>> begin

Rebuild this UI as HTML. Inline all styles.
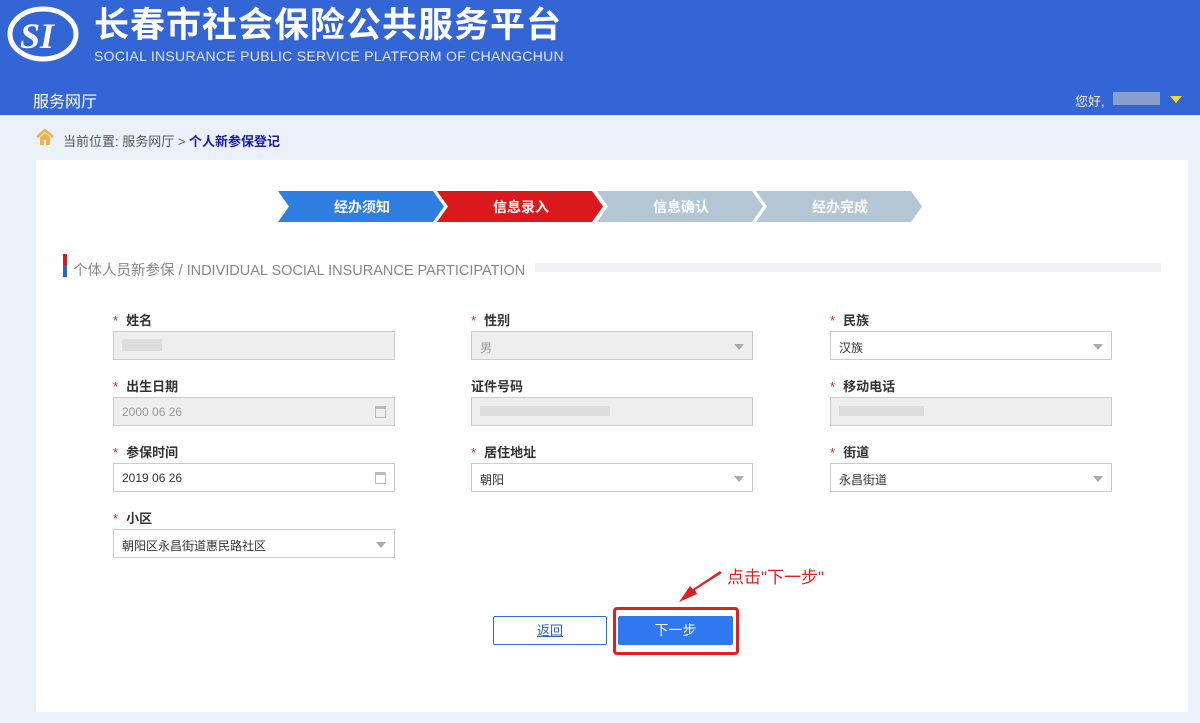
<!DOCTYPE html>
<html><head><meta charset="utf-8"><style>
*{margin:0;padding:0;box-sizing:border-box}
body{width:1200px;height:723px;background:#eaf1f9;font-family:"Liberation Sans","Noto Sans CJK SC",sans-serif;position:relative;overflow:hidden}
.abs{position:absolute}
.hdr{left:0;top:0;width:1200px;height:115px;background:#3366d4}
.lbl{position:absolute;font-size:13px;font-weight:bold;color:#333}
.lbl b{color:#e02020;margin-right:8px;font-weight:normal}
.inp{position:absolute;width:282px;height:29px;border:1px solid #ccc;background:#fff;font-size:12px;color:#333;padding:7px 8px}
.dis{background:#eeeeee;color:#999}
.arr{position:absolute;right:8px;top:12px;border-left:5px solid transparent;border-right:5px solid transparent;border-top:6px solid #aaa}
.cal{position:absolute;right:8px;top:8px;width:11px;height:12px;border:1px solid #bbb;border-top:3px solid #bbb}
</style></head><body>
<div class="abs hdr"></div>
<svg class="abs" style="left:6px;top:4px" width="74" height="60" viewBox="0 0 74 60"><ellipse cx="37" cy="30" rx="33" ry="25" fill="none" stroke="#fff" stroke-width="5"/><text x="14" y="44" font-size="36" font-weight="bold" font-style="italic" fill="#fff" font-family="Liberation Serif">SI</text></svg>
<div class="abs" style="left:94px;top:5px;font-size:35px;line-height:42px;color:#fff;letter-spacing:1px;font-weight:bold">长春市社会保险公共服务平台</div>
<div class="abs" style="left:94px;top:48px;font-size:14px;color:#dfe6f5;letter-spacing:0.3px">SOCIAL INSURANCE PUBLIC SERVICE PLATFORM OF CHANGCHUN</div>
<div class="abs" style="left:33px;top:88px;font-size:16px;color:#fff">服务网厅</div>
<div class="abs" style="left:1075px;top:91px;font-size:13px;color:#f3f0c0">您好,</div>
<div class="abs" style="left:1113px;top:92px;width:47px;height:13px;background:#8a9fd0"></div>
<div class="abs" style="left:1170px;top:96px;border-left:6px solid transparent;border-right:6px solid transparent;border-top:7px solid #f5d630"></div>
<svg class="abs" style="left:36px;top:129px" width="18" height="16" viewBox="0 0 18 16"><path d="M1 8L9 1l8 7" fill="none" stroke="#f0b24a" stroke-width="2.5"/><path d="M4 8v8h4v-5h2v5h4V8L9 4z" fill="#f0b24a"/></svg>
<div class="abs" style="left:63px;top:131px;font-size:13px;color:#555">当前位置: 服务网厅 &gt; <span style="color:#1a1aa8;font-weight:bold">个人新参保登记</span></div>
<div class="abs" style="left:36px;top:160px;width:1152px;height:552px;background:#fff"></div>
<svg class="abs" style="left:276px;top:190px" width="650" height="33">
<polygon points="2,1 157,1 168,16.5 157,32 2,32 13,16.5" fill="#2f7fe0"/>
<polygon points="161,1 316,1 327,16.5 316,32 161,32 172,16.5" fill="#d9191c"/>
<polygon points="321,1 476,1 487,16.5 476,32 321,32 332,16.5" fill="#b4c6d4"/>
<polygon points="480,1 635,1 646,16.5 635,32 480,32 491,16.5" fill="#b4c6d4"/>
<g font-size="14" font-weight="bold" fill="#fff" font-family="Liberation Sans,Noto Sans CJK SC,sans-serif" text-anchor="middle">
<text x="86" y="22">经办须知</text><text x="245" y="22">信息录入</text><text x="405" y="22">信息确认</text><text x="564" y="22">经办完成</text></g></svg>
<div class="abs" style="left:63px;top:254px;width:4px;height:11px;background:#d9191c"></div>
<div class="abs" style="left:63px;top:265px;width:4px;height:12px;background:#2f5fd0"></div>
<div class="abs" style="left:73px;top:259px;font-size:14.5px;color:#888">个体人员新参保 / INDIVIDUAL SOCIAL INSURANCE PARTICIPATION</div>
<div class="abs" style="left:535px;top:263px;width:626px;height:9px;background:#eef1f5"></div>

<div class="lbl" style="left:113px;top:310px"><b>*</b>姓名</div>
<div class="inp dis" style="left:113px;top:331px"><span style="display:inline-block;width:40px;height:12px;background:#ddd"></span></div>
<div class="lbl" style="left:471px;top:310px"><b>*</b>性别</div>
<div class="inp dis" style="left:471px;top:331px">男<i class="arr"></i></div>
<div class="lbl" style="left:830px;top:310px"><b>*</b>民族</div>
<div class="inp" style="left:830px;top:331px">汉族<i class="arr"></i></div>

<div class="lbl" style="left:113px;top:376px"><b>*</b>出生日期</div>
<div class="inp dis" style="left:113px;top:397px">2000 06 26<i class="cal"></i></div>
<div class="lbl" style="left:471px;top:376px">证件号码</div>
<div class="inp dis" style="left:471px;top:397px"><span style="display:inline-block;width:130px;height:10px;background:#ddd"></span></div>
<div class="lbl" style="left:830px;top:376px"><b>*</b>移动电话</div>
<div class="inp dis" style="left:830px;top:397px"><span style="display:inline-block;width:85px;height:10px;background:#ddd"></span></div>

<div class="lbl" style="left:113px;top:442px"><b>*</b>参保时间</div>
<div class="inp" style="left:113px;top:463px">2019 06 26<i class="cal"></i></div>
<div class="lbl" style="left:471px;top:442px"><b>*</b>居住地址</div>
<div class="inp" style="left:471px;top:463px">朝阳<i class="arr"></i></div>
<div class="lbl" style="left:830px;top:442px"><b>*</b>街道</div>
<div class="inp" style="left:830px;top:463px">永昌街道<i class="arr"></i></div>

<div class="lbl" style="left:113px;top:508px"><b>*</b>小区</div>
<div class="inp" style="left:113px;top:529px">朝阳区永昌街道惠民路社区<i class="arr"></i></div>

<div class="abs" style="left:493px;top:616px;width:114px;height:29px;border:1px solid #2f6fd0;border-radius:2px;font-size:13px;color:#2f5fb0;text-align:center;line-height:27px;text-decoration:underline">返回</div>
<div class="abs" style="left:613px;top:607px;width:126px;height:48px;border:3px solid #e02020;border-radius:4px"></div>
<div class="abs" style="left:618px;top:616px;width:115px;height:29px;background:#2f78f0;border-radius:2px;font-size:14px;color:#fff;text-align:center;line-height:29px">下一步</div>
<svg class="abs" style="left:675px;top:570px" width="50" height="36"><path d="M47 3L20 20l2 4L4 32l11-16 3 3L45 1z" fill="#e02020"/></svg>
<div class="abs" style="left:727px;top:563px;font-size:17px;color:#e02020">点击"下一步"</div>
</body></html>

>> end

_What to work on:_
Using the material above, return every line exactly as it appears, minus the pictures.

_Output for this task:_
Rebuild this UI as HTML. Inline all styles.
<!DOCTYPE html>
<html><head><meta charset="utf-8"><style>
*{margin:0;padding:0;box-sizing:border-box}
body{width:1200px;height:723px;background:#eaf1f9;font-family:"Liberation Sans","Noto Sans CJK SC",sans-serif;position:relative;overflow:hidden}
.abs{position:absolute}
.hdr{left:0;top:0;width:1200px;height:115px;background:#3366d4}
.lbl{position:absolute;font-size:13px;font-weight:bold;color:#333}
.lbl b{color:#e02020;margin-right:8px;font-weight:normal}
.inp{position:absolute;width:282px;height:29px;border:1px solid #ccc;background:#fff;font-size:12px;color:#333;padding:7px 8px}
.dis{background:#eeeeee;color:#999}
.arr{position:absolute;right:8px;top:12px;border-left:5px solid transparent;border-right:5px solid transparent;border-top:6px solid #aaa}
.cal{position:absolute;right:8px;top:8px;width:11px;height:12px;border:1px solid #bbb;border-top:3px solid #bbb}
</style></head><body>
<div class="abs hdr"></div>
<svg class="abs" style="left:6px;top:4px" width="74" height="60" viewBox="0 0 74 60"><ellipse cx="37" cy="30" rx="33" ry="25" fill="none" stroke="#fff" stroke-width="5"/><text x="14" y="44" font-size="36" font-weight="bold" font-style="italic" fill="#fff" font-family="Liberation Serif">SI</text></svg>
<div class="abs" style="left:94px;top:5px;font-size:35px;line-height:42px;color:#fff;letter-spacing:1px;font-weight:bold">长春市社会保险公共服务平台</div>
<div class="abs" style="left:94px;top:48px;font-size:14px;color:#dfe6f5;letter-spacing:0.3px">SOCIAL INSURANCE PUBLIC SERVICE PLATFORM OF CHANGCHUN</div>
<div class="abs" style="left:33px;top:88px;font-size:16px;color:#fff">服务网厅</div>
<div class="abs" style="left:1075px;top:91px;font-size:13px;color:#f3f0c0">您好,</div>
<div class="abs" style="left:1113px;top:92px;width:47px;height:13px;background:#8a9fd0"></div>
<div class="abs" style="left:1170px;top:96px;border-left:6px solid transparent;border-right:6px solid transparent;border-top:7px solid #f5d630"></div>
<svg class="abs" style="left:36px;top:129px" width="18" height="16" viewBox="0 0 18 16"><path d="M1 8L9 1l8 7" fill="none" stroke="#f0b24a" stroke-width="2.5"/><path d="M4 8v8h4v-5h2v5h4V8L9 4z" fill="#f0b24a"/></svg>
<div class="abs" style="left:63px;top:131px;font-size:13px;color:#555">当前位置: 服务网厅 &gt; <span style="color:#1a1aa8;font-weight:bold">个人新参保登记</span></div>
<div class="abs" style="left:36px;top:160px;width:1152px;height:552px;background:#fff"></div>
<svg class="abs" style="left:276px;top:190px" width="650" height="33">
<polygon points="2,1 157,1 168,16.5 157,32 2,32 13,16.5" fill="#2f7fe0"/>
<polygon points="161,1 316,1 327,16.5 316,32 161,32 172,16.5" fill="#d9191c"/>
<polygon points="321,1 476,1 487,16.5 476,32 321,32 332,16.5" fill="#b4c6d4"/>
<polygon points="480,1 635,1 646,16.5 635,32 480,32 491,16.5" fill="#b4c6d4"/>
<g font-size="14" font-weight="bold" fill="#fff" font-family="Liberation Sans,Noto Sans CJK SC,sans-serif" text-anchor="middle">
<text x="86" y="22">经办须知</text><text x="245" y="22">信息录入</text><text x="405" y="22">信息确认</text><text x="564" y="22">经办完成</text></g></svg>
<div class="abs" style="left:63px;top:254px;width:4px;height:11px;background:#d9191c"></div>
<div class="abs" style="left:63px;top:265px;width:4px;height:12px;background:#2f5fd0"></div>
<div class="abs" style="left:73px;top:259px;font-size:14.5px;color:#888">个体人员新参保 / INDIVIDUAL SOCIAL INSURANCE PARTICIPATION</div>
<div class="abs" style="left:535px;top:263px;width:626px;height:9px;background:#eef1f5"></div>

<div class="lbl" style="left:113px;top:310px"><b>*</b>姓名</div>
<div class="inp dis" style="left:113px;top:331px"><span style="display:inline-block;width:40px;height:12px;background:#ddd"></span></div>
<div class="lbl" style="left:471px;top:310px"><b>*</b>性别</div>
<div class="inp dis" style="left:471px;top:331px">男<i class="arr"></i></div>
<div class="lbl" style="left:830px;top:310px"><b>*</b>民族</div>
<div class="inp" style="left:830px;top:331px">汉族<i class="arr"></i></div>

<div class="lbl" style="left:113px;top:376px"><b>*</b>出生日期</div>
<div class="inp dis" style="left:113px;top:397px">2000 06 26<i class="cal"></i></div>
<div class="lbl" style="left:471px;top:376px">证件号码</div>
<div class="inp dis" style="left:471px;top:397px"><span style="display:inline-block;width:130px;height:10px;background:#ddd"></span></div>
<div class="lbl" style="left:830px;top:376px"><b>*</b>移动电话</div>
<div class="inp dis" style="left:830px;top:397px"><span style="display:inline-block;width:85px;height:10px;background:#ddd"></span></div>

<div class="lbl" style="left:113px;top:442px"><b>*</b>参保时间</div>
<div class="inp" style="left:113px;top:463px">2019 06 26<i class="cal"></i></div>
<div class="lbl" style="left:471px;top:442px"><b>*</b>居住地址</div>
<div class="inp" style="left:471px;top:463px">朝阳<i class="arr"></i></div>
<div class="lbl" style="left:830px;top:442px"><b>*</b>街道</div>
<div class="inp" style="left:830px;top:463px">永昌街道<i class="arr"></i></div>

<div class="lbl" style="left:113px;top:508px"><b>*</b>小区</div>
<div class="inp" style="left:113px;top:529px">朝阳区永昌街道惠民路社区<i class="arr"></i></div>

<div class="abs" style="left:493px;top:616px;width:114px;height:29px;border:1px solid #2f6fd0;border-radius:2px;font-size:13px;color:#2f5fb0;text-align:center;line-height:27px;text-decoration:underline">返回</div>
<div class="abs" style="left:613px;top:607px;width:126px;height:48px;border:3px solid #e02020;border-radius:4px"></div>
<div class="abs" style="left:618px;top:616px;width:115px;height:29px;background:#2f78f0;border-radius:2px;font-size:14px;color:#fff;text-align:center;line-height:29px">下一步</div>
<svg class="abs" style="left:675px;top:570px" width="50" height="36"><path d="M47 3L20 20l2 4L4 32l11-16 3 3L45 1z" fill="#e02020"/></svg>
<div class="abs" style="left:727px;top:563px;font-size:17px;color:#e02020">点击"下一步"</div>
</body></html>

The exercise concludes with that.